• EXERCISE:
List every line in this data where the string "screenshot" occurs.
* begin SUPPLIED RECORDS *
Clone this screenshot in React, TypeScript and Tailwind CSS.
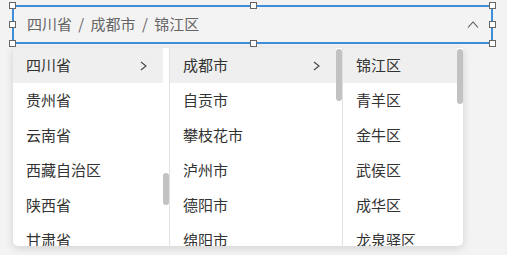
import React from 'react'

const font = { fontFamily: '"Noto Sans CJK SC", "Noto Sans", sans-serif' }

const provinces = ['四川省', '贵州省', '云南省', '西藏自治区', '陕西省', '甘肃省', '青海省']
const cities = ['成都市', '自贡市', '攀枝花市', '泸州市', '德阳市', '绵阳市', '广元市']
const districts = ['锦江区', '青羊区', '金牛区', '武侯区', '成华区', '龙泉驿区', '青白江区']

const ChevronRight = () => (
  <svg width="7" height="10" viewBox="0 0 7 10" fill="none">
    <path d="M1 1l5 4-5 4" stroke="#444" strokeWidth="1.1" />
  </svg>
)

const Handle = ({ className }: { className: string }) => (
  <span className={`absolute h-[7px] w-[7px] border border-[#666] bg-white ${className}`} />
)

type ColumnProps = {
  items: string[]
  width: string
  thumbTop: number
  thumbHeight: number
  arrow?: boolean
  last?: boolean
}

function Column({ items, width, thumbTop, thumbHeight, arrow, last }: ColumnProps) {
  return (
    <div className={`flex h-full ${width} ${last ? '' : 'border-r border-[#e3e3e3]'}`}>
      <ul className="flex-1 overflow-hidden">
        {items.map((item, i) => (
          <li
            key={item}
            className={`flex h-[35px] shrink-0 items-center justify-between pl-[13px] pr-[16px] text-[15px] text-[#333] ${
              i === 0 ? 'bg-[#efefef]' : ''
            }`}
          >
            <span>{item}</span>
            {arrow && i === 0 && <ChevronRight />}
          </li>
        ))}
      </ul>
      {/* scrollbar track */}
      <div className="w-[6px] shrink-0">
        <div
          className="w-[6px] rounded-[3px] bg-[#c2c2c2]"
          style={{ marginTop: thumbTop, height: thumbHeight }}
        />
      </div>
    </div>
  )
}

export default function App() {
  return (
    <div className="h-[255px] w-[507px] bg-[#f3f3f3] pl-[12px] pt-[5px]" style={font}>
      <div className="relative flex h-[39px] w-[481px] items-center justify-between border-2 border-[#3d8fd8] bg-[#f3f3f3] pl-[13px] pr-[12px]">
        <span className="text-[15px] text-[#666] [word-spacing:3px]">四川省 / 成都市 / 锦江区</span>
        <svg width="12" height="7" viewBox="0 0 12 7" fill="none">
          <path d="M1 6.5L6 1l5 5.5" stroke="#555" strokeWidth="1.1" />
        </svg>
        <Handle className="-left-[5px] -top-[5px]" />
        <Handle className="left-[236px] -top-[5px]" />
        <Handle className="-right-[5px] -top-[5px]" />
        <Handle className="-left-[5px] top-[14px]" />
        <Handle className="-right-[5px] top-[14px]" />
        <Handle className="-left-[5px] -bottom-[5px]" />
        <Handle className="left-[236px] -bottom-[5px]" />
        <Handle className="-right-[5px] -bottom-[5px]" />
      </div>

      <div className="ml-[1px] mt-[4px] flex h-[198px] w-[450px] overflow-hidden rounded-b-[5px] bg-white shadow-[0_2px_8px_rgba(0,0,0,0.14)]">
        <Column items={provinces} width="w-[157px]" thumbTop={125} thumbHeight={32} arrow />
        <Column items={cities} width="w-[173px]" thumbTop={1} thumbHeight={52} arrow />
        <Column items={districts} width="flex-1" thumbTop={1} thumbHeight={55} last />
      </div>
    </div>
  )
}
* end SUPPLIED RECORDS *
* begin SUPPLIED RECORDS *
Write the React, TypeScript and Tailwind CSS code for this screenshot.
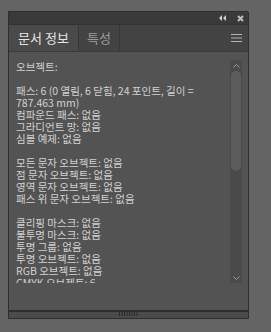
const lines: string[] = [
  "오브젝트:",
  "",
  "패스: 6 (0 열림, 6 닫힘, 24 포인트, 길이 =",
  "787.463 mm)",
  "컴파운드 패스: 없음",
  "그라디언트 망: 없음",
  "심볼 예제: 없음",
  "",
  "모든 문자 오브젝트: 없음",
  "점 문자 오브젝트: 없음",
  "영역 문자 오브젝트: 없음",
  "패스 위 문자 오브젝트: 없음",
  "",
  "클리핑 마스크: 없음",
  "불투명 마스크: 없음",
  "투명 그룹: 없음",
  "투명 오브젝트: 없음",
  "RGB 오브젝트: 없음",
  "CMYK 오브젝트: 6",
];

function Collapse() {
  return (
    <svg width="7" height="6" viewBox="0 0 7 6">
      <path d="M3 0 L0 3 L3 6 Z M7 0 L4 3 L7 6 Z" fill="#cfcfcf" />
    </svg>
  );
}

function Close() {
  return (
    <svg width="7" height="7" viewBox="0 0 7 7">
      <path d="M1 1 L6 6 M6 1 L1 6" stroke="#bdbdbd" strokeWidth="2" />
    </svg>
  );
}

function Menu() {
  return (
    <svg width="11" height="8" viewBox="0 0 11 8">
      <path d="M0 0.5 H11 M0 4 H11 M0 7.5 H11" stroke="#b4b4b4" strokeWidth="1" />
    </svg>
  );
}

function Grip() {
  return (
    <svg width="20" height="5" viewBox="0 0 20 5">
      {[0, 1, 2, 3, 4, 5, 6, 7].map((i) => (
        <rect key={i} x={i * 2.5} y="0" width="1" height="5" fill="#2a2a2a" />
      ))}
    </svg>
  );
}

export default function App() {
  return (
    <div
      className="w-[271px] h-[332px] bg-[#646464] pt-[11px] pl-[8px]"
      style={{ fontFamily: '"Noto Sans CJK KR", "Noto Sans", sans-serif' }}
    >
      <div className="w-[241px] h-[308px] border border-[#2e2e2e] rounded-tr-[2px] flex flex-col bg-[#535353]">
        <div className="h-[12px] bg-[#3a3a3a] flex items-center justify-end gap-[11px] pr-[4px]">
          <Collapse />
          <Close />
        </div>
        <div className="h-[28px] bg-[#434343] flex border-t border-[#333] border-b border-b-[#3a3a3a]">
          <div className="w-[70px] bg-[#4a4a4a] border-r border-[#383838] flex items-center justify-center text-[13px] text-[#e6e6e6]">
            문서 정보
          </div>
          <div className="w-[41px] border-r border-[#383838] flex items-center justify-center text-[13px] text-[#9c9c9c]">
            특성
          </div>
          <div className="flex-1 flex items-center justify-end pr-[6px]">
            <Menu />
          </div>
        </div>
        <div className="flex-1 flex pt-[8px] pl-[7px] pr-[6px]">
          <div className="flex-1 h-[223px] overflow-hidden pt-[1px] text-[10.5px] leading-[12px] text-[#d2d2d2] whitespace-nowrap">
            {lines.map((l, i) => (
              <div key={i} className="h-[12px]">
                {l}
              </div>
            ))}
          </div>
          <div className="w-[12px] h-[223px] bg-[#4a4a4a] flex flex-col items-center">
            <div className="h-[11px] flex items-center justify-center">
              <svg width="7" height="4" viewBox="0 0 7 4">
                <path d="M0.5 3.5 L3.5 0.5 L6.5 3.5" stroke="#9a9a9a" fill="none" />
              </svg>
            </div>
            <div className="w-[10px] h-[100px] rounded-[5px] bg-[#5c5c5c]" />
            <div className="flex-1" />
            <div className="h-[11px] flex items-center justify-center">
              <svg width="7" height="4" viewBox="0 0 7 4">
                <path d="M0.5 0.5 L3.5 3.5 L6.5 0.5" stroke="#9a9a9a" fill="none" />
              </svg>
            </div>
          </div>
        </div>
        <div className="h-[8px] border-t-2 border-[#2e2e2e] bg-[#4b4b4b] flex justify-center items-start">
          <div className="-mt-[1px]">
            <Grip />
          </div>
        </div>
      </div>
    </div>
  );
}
* end SUPPLIED RECORDS *
* begin SUPPLIED RECORDS *
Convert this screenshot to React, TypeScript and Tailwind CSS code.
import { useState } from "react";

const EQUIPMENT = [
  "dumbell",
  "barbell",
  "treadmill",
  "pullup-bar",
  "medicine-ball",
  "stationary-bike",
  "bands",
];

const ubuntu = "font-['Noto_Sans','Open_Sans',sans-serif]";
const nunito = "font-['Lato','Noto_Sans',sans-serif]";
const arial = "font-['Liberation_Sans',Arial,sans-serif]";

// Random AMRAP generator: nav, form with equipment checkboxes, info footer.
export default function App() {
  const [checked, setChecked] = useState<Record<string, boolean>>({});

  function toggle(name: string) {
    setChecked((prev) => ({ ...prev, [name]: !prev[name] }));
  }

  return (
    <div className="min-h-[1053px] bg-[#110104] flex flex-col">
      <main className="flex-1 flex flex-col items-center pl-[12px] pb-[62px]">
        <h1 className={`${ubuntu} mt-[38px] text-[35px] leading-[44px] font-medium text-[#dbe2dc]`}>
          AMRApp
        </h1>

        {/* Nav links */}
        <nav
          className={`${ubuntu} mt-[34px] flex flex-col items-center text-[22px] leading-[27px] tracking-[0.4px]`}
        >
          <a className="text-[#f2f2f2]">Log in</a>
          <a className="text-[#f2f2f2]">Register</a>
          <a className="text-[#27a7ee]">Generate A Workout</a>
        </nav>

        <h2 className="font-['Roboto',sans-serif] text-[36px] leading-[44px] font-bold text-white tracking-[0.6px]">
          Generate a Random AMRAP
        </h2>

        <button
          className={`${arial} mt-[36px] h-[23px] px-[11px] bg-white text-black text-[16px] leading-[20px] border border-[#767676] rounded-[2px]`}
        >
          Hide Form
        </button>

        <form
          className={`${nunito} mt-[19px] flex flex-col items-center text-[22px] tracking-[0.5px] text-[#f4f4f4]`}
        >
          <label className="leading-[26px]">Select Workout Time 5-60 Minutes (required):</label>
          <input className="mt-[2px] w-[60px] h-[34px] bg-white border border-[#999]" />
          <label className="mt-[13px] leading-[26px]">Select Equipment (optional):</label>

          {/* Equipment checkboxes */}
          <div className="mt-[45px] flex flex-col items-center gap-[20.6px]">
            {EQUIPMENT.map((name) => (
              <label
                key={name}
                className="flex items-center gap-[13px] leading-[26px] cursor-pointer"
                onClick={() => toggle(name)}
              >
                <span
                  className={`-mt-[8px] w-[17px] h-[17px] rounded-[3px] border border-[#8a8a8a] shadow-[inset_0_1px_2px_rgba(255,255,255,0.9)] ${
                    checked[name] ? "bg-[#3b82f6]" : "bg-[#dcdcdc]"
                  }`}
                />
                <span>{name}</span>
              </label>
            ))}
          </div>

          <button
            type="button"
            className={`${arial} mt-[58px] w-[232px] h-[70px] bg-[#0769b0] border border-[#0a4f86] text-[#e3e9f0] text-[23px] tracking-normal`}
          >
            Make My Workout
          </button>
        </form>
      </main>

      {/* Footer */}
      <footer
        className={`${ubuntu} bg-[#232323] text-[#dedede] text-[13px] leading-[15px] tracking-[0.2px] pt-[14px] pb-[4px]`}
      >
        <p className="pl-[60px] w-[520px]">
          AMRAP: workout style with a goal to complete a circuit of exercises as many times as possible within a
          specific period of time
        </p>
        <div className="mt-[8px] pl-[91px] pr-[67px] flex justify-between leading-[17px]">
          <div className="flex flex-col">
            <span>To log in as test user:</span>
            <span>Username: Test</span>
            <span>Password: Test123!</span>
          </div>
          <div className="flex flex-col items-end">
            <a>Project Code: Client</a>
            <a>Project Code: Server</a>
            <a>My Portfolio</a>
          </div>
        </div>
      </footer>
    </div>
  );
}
* end SUPPLIED RECORDS *
• TASK SOLUTION:
Clone this screenshot in React, TypeScript and Tailwind CSS.
Write the React, TypeScript and Tailwind CSS code for this screenshot.
Convert this screenshot to React, TypeScript and Tailwind CSS code.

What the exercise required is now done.